Responsable :
Roxanne Lemieux
Établissement :
Université du Québec à Trois-Rivières (UQTR)
Année de concours :
2020-2021
Table des matières
1. Résumé du projet
L’exposition à de la maltraitance durant l’enfance est un enjeu de santé publique majeur : elle touche environ le tiers de la population (Berthelot et al., sous presse) et est liée à l’émergence de problèmes de santé mentale et physique (Afifi, 2011). Cette problématique a également des impacts intergénérationnels, puisque les enfants de parents ayant vécu des abus ou de la négligence peuvent aussi être affectés par cette maltraitance. D’une part, ils sont trois fois plus à risque d’être maltraités à leur tour que les enfants dont les parents n’ont pas d’antécédent de mauvais traitements (Assink et al.,2018). D’autre part, même en l’absence de répétition des mauvais traitements, ces enfants sont plus susceptibles de développer une variété de difficultés interpersonnelles, affectives, comportementales et neurobiologiques (Lemieux et al., accepté). Ces éléments sont alarmants puisqu’une récente étude montre que les interventions existantes visant à prévenir la maltraitance durant l’enfance s’avèrent peu efficaces (Viswanathan et al., 2018).

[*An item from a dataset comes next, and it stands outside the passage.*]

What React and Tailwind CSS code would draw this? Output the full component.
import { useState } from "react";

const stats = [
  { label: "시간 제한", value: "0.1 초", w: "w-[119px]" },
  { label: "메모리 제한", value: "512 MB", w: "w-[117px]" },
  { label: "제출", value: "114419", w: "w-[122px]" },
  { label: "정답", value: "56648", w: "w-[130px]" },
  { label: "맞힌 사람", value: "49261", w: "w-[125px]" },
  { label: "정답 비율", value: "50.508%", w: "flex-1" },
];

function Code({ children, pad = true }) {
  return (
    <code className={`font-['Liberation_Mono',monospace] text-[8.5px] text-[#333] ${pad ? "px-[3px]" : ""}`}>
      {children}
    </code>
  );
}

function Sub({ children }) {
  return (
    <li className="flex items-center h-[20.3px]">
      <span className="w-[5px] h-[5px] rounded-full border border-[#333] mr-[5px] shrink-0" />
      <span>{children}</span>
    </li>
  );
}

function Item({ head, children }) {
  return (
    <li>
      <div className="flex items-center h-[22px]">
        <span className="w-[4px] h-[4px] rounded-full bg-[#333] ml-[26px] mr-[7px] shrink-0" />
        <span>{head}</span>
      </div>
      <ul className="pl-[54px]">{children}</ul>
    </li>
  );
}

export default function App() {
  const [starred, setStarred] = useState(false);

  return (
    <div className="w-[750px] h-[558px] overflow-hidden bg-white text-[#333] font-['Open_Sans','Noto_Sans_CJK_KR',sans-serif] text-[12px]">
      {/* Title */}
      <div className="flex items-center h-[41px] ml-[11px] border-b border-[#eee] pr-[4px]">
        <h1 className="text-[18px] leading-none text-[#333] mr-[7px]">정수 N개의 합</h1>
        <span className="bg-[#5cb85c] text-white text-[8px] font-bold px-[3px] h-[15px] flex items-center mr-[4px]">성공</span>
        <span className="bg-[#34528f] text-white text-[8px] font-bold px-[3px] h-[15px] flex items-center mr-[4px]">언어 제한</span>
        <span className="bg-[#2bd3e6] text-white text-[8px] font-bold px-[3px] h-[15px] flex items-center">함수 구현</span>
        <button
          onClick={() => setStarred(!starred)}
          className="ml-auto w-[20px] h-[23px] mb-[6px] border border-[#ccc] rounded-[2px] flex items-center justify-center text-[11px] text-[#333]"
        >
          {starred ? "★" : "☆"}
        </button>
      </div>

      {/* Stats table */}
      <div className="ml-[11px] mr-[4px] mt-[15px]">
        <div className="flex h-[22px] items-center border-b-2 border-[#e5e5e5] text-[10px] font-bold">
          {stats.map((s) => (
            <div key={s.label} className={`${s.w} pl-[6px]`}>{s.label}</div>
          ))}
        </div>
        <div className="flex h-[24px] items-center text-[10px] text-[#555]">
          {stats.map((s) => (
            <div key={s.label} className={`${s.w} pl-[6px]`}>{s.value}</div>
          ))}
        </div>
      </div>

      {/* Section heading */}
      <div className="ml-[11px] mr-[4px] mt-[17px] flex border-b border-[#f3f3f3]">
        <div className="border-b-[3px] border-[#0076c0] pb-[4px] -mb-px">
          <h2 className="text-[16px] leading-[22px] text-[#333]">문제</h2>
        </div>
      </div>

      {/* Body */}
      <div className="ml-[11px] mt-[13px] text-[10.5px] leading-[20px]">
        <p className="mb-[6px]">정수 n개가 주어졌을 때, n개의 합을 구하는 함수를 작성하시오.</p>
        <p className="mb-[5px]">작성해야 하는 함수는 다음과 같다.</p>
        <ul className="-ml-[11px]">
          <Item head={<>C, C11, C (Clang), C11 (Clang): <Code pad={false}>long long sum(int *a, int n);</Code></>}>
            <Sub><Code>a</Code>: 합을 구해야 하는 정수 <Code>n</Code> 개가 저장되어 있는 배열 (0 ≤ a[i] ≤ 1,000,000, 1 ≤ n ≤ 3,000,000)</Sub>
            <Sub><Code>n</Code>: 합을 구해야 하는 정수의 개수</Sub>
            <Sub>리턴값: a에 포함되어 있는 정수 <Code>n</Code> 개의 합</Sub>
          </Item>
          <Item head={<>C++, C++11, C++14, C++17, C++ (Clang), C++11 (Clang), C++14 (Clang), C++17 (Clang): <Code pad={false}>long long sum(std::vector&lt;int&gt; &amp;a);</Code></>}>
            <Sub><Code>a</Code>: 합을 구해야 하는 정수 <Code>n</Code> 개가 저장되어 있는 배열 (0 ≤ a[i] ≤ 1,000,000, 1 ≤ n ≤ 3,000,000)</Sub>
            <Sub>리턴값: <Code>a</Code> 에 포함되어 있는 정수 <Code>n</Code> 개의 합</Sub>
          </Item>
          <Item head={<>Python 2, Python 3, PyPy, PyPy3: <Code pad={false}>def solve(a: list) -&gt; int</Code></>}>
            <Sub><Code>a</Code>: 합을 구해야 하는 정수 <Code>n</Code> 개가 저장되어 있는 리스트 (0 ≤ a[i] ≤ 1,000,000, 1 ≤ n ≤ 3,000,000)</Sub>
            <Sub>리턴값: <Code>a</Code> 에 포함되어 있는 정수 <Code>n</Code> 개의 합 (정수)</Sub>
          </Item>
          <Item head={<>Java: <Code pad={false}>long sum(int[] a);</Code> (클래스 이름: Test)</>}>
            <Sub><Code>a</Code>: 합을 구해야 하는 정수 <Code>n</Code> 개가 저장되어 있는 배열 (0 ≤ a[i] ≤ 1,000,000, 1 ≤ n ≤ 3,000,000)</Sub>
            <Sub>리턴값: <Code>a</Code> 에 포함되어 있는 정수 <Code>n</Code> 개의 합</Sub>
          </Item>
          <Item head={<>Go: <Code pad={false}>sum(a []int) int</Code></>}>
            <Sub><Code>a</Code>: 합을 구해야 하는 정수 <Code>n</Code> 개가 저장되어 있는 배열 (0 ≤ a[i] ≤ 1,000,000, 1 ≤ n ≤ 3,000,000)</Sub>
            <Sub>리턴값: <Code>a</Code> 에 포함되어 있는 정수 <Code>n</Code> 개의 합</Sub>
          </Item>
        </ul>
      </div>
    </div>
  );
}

Dans le domaine de la recherche sur l’attachement, une hypothèse parmi les plus citées stipule que l’effet des sentiments de peur reliés aux mauvais traitements vécus durant l’enfance peut persister à l’âge adulte chez des mères et que ces sentiments peuvent se transmettre via les interactions mère-enfant (Hesse et Main, 1990). Lorsqu’elles interagissaient avec leur enfant, ces mères ont tendance à adopter des comportements apeurés (ex. ne pas offrir de réconfort à l’enfant lorsqu’il pleure) et effrayants (ex. se montrer hostile) (Lyons-Ruth et Block, 1996). Les enfants exposés à ces comportements parentaux lors de la petite-enfance présenteraient des problèmes sociaux à l’âge scolaire, ainsi que des comportements de consommation abusive et d’importantes difficultés à réguler leurs émotions, une fois adultes (Lyons-Ruth et al., 2013).

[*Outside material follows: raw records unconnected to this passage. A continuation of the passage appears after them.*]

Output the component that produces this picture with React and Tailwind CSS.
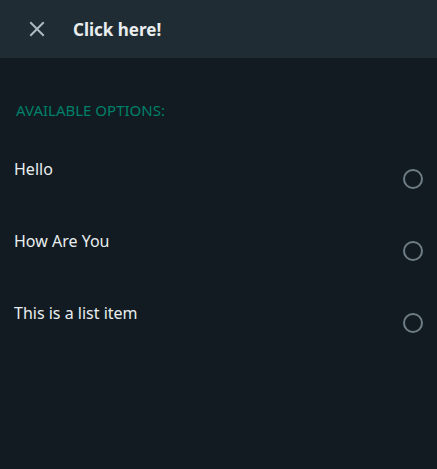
import React from 'react';

const options = ['Hello', 'How Are You', 'This is a list item'];

const App = () => {
  return (
    <div className="min-h-screen w-full bg-[#111b21] font-['Noto_Sans','Open_Sans',sans-serif]">
      {/* Header */}
      <div className="h-[58px] bg-[#202c33] flex items-center pl-[29px]">
        <svg width="16" height="16" viewBox="0 0 16 16" className="text-[#aebac1]">
          <path d="M2 2 L14 14 M14 2 L2 14" stroke="currentColor" strokeWidth="2" strokeLinecap="square" />
        </svg>
        <h1 className="ml-[28px] mt-[2px] text-[17px] font-bold text-[#e9edef]">Click here!</h1>
      </div>

      {/* Options */}
      <div className="pt-[42px]">
        <p className="pl-4 text-[15px] leading-5 text-[#008069]">AVAILABLE OPTIONS:</p>
        <div className="mt-[28px]">
          {options.map((label) => (
            <div key={label} className="h-[72px] flex items-start justify-between pl-[14px] pr-[14px]">
              <span className="pt-[11px] text-[16px] leading-5 text-[#e9edef]">{label}</span>
              <span className="mt-[21px] w-5 h-5 rounded-full border-2 border-[#8696a0]/80" />
            </div>
          ))}
        </div>
      </div>
    </div>
  );
};

export default App;
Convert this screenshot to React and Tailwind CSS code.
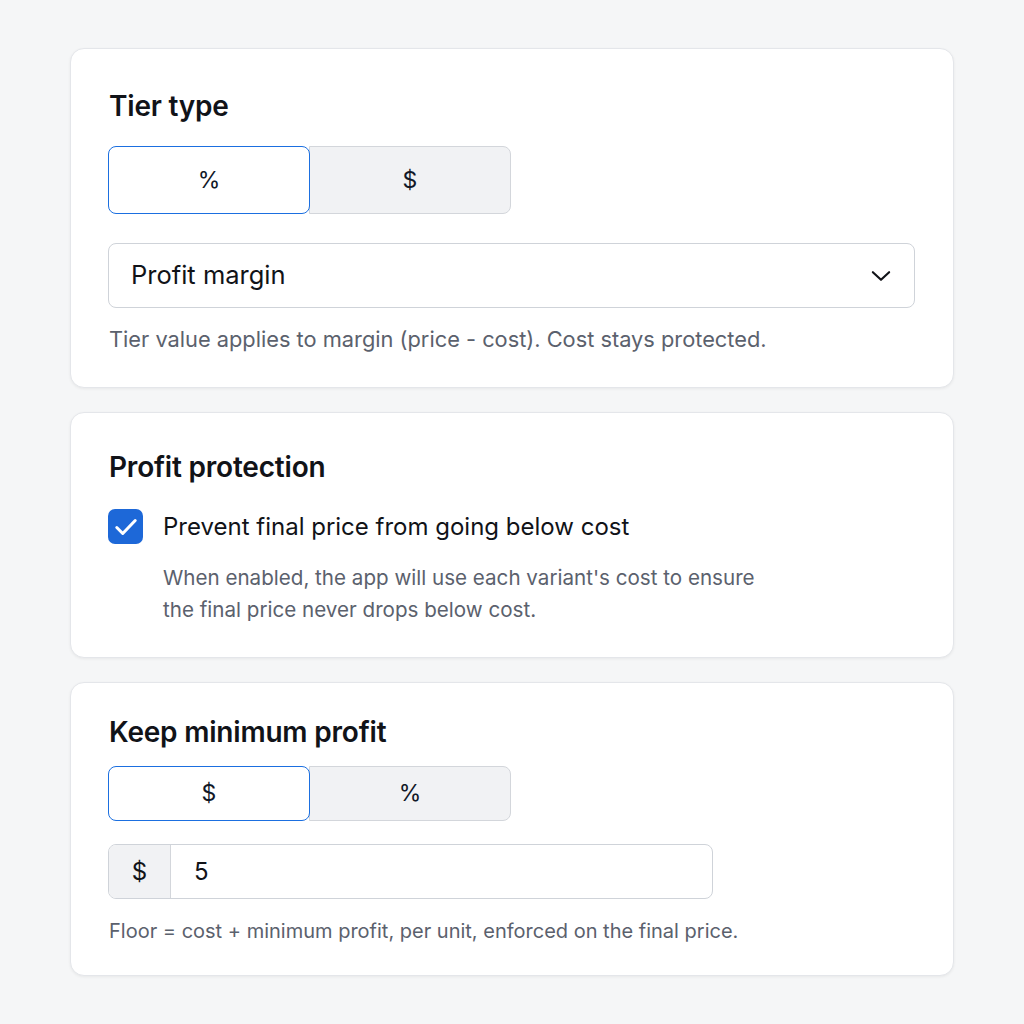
import React, { useState } from "react";

const font = { fontFamily: "Inter, 'Liberation Sans', sans-serif" };

function Segmented({ options, value, onChange, h }) {
  return (
    <div className={`flex w-[403px] -ml-px ${h}`}>
      {options.map((o, i) => {
        const active = o === value;
        return (
          <button
            key={o}
            onClick={() => onChange(o)}
            className={`flex-1 flex items-center justify-center text-[23px] text-[#111827] ${
              i === 0 ? "rounded-l-[8px]" : "rounded-r-[8px]"
            } ${
              active
                ? "bg-white border-[1.5px] border-[#1b6fe0] rounded-[8px] z-10"
                : "bg-[#f1f2f4] border border-[#d3d6db]"
            } ${i === 1 ? "-ml-px" : ""}`}
          >
            {o}
          </button>
        );
      })}
    </div>
  );
}

function Card({ children, className }) {
  return (
    <section
      className={`rounded-[14px] bg-white border border-[#e4e6ea] shadow-[0_1px_3px_rgba(0,0,0,0.06)] px-[38px] ${className}`}
    >
      {children}
    </section>
  );
}

export default function App() {
  const [tier, setTier] = useState("%");
  const [minType, setMinType] = useState("$");
  const [protect, setProtect] = useState(true);

  return (
    <div style={font} className="min-h-[1024px] bg-[#f5f6f7] px-[70px] pt-[48px] flex flex-col gap-[24px] w-[1024px]">
      {/* Tier type */}
      <Card className="pt-[41px] pb-[34px]">
        <h2 className="text-[28px] leading-[32px] font-semibold text-[#111318] tracking-[-0.2px]">Tier type</h2>
        <div className="mt-[24px]">
          <Segmented options={["%", "$"]} value={tier} onChange={setTier} h="h-[68px]" />
        </div>
        <div className="mt-[29px] -ml-px w-[807px] h-[65px] rounded-[8px] border border-[#cfd3d9] flex items-center justify-between pl-[22px] pr-[20px]">
          <span className="text-[25.5px] text-[#111318]">Profit margin</span>
          <svg width="26" height="26" viewBox="0 0 24 24" fill="none" stroke="#111318" strokeWidth="2" strokeLinecap="round" strokeLinejoin="round">
            <path d="M4.5 8.5l7.5 7 7.5-7" />
          </svg>
        </div>
        <p className="mt-[17px] text-[21.8px] leading-[28px] text-[#5b616d]">
          Tier value applies to margin (price - cost). Cost stays protected.
        </p>
      </Card>

      {/* Profit protection */}
      <Card className="pt-[38px] pb-[31px]">
        <h2 className="text-[28px] leading-[32px] font-semibold text-[#111318] tracking-[-0.2px]">Profit protection</h2>
        <label className="mt-[26px] flex items-center gap-[20px] cursor-pointer" onClick={() => setProtect(!protect)}>
          <span className={`-ml-px w-[35px] h-[35px] rounded-[7px] flex items-center justify-center ${protect ? "bg-[#1d68d8]" : "bg-white border border-[#cfd3d9]"}`}>
            {protect && (
              <svg width="26" height="26" viewBox="0 0 24 24" fill="none" stroke="white" strokeWidth="2.8" strokeLinecap="round" strokeLinejoin="round">
                <path d="M3.5 12.5l5.5 5.5L20.5 6" />
              </svg>
            )}
          </span>
          <span className="text-[24px] leading-[32px] text-[#111318]">Prevent final price from going below cost</span>
        </label>
        <p className="mt-[18px] ml-[54px] w-[600px] text-[20.6px] leading-[32px] text-[#5b616d]">
          When enabled, the app will use each variant's cost to ensure the final price never drops below cost.
        </p>
      </Card>

      {/* Keep minimum profit */}
      <Card className="pt-[33px] pb-[30px]">
        <h2 className="text-[28px] leading-[32px] font-semibold text-[#111318] tracking-[-0.2px]">Keep minimum profit</h2>
        <div className="mt-[18px]">
          <Segmented options={["$", "%"]} value={minType} onChange={setMinType} h="h-[55px]" />
        </div>
        <div className="mt-[23px] -ml-px w-[605px] h-[55px] rounded-[8px] border border-[#cfd3d9] flex overflow-hidden">
          <span className="w-[62px] bg-[#f1f2f4] border-r border-[#d3d6db] flex items-center justify-center text-[24px] text-[#111318]">$</span>
          <span className="flex items-center pl-[23px] text-[24px] text-[#111318]">5</span>
        </div>
        <p className="mt-[18px] text-[20px] leading-[28px] text-[#5b616d]">
          Floor = cost + minimum profit, per unit, enforced on the final price.
        </p>
      </Card>
    </div>
  );
}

À la lumière de ces faits, il s’avère impératif de proposer des interventions novatrices visant à intercepter les répercussions de la maltraitance sur les adultes qui en ont vécu, avant qu’elles n’affectent la relation avec leurs enfants. La présente étude vise à évaluer l’efficacité d’un nouveau programme d’accompagnement prénatal à diminuer l’incidence de comportements apeurés et effrayants chez les mères, lorsqu’elles interagissent avec leur bébé de 6 mois. Afin d’examiner l’efficacité du programme, deux groupes de mères provenant de la communauté et présentant une histoire de maltraitance durant l’enfance seront comparés, soit des mères qui auront participé au programme prénatal (n = 35) et d’autres n’en ayant pas bénéficié (n = 35).

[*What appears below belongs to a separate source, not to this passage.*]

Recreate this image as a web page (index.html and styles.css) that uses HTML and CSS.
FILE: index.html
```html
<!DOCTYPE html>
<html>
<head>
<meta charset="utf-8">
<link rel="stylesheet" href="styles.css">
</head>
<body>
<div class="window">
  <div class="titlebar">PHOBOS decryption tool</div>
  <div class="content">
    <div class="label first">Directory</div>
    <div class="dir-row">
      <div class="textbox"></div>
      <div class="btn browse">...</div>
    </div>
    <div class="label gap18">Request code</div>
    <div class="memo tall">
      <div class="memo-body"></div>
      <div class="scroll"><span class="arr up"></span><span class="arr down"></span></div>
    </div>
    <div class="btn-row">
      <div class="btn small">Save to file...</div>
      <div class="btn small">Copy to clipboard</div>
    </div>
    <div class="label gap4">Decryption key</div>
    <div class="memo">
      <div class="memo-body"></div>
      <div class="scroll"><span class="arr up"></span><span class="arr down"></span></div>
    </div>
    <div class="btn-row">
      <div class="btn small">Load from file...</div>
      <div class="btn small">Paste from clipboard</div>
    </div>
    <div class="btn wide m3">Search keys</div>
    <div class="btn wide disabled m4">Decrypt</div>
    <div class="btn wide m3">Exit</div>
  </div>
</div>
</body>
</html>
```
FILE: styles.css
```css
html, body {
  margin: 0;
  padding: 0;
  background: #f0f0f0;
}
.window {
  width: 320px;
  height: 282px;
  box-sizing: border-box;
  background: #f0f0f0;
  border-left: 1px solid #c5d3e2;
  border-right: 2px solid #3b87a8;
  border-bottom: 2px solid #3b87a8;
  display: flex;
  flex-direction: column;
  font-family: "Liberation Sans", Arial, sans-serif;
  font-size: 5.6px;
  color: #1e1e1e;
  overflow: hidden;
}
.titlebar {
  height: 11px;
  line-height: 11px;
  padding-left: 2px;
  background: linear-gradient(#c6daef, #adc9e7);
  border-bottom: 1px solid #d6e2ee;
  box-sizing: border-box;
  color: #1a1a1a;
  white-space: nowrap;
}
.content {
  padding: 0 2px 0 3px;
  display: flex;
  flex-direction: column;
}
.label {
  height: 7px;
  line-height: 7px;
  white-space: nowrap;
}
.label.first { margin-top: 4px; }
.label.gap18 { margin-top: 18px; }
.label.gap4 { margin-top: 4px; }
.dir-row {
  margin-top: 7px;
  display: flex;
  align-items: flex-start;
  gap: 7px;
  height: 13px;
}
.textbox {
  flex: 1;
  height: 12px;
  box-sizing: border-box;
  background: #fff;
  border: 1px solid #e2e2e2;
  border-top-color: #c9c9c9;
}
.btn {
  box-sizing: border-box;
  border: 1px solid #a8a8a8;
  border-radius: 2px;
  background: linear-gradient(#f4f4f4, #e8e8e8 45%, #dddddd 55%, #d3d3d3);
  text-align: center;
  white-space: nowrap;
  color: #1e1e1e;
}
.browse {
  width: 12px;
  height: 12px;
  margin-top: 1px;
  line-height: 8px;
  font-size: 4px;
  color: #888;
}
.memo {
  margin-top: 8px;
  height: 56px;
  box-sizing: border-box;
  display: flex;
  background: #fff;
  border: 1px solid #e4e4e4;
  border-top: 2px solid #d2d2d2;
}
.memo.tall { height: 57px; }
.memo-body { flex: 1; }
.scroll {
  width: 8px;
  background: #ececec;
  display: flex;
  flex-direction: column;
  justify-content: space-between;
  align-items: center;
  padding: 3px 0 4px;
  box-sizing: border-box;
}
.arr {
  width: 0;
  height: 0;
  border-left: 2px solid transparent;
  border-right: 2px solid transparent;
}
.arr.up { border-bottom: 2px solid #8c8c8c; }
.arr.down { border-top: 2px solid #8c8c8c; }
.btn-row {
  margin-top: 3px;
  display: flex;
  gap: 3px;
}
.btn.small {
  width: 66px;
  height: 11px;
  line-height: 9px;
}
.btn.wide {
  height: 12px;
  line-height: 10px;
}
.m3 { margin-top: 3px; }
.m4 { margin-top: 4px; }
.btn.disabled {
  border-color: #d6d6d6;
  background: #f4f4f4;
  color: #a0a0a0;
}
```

Notre équipe a développé ce programme qui constitue, à ce jour, le seul programme à l’intention des femmes exposées à de mauvais traitements durant leur enfance, alors qu’elles sont enceintes. Il a donc une visée réellement préventive. Il a également été conçu afin de soutenir l’adaptation de ces femmes, lors de la transition à la parentalité. Il est composé de neuf rencontres de groupe et il sera offert dans deux sites du Centre intégré universitaire de santé et de services sociaux de la Mauricie et du Centre-du-Québec à partir de l’automne 2019. Cette étude a plusieurs retombées cliniques potentielles, tant pour les femmes enceintes, que pour leur enfant à naître et les intervenants.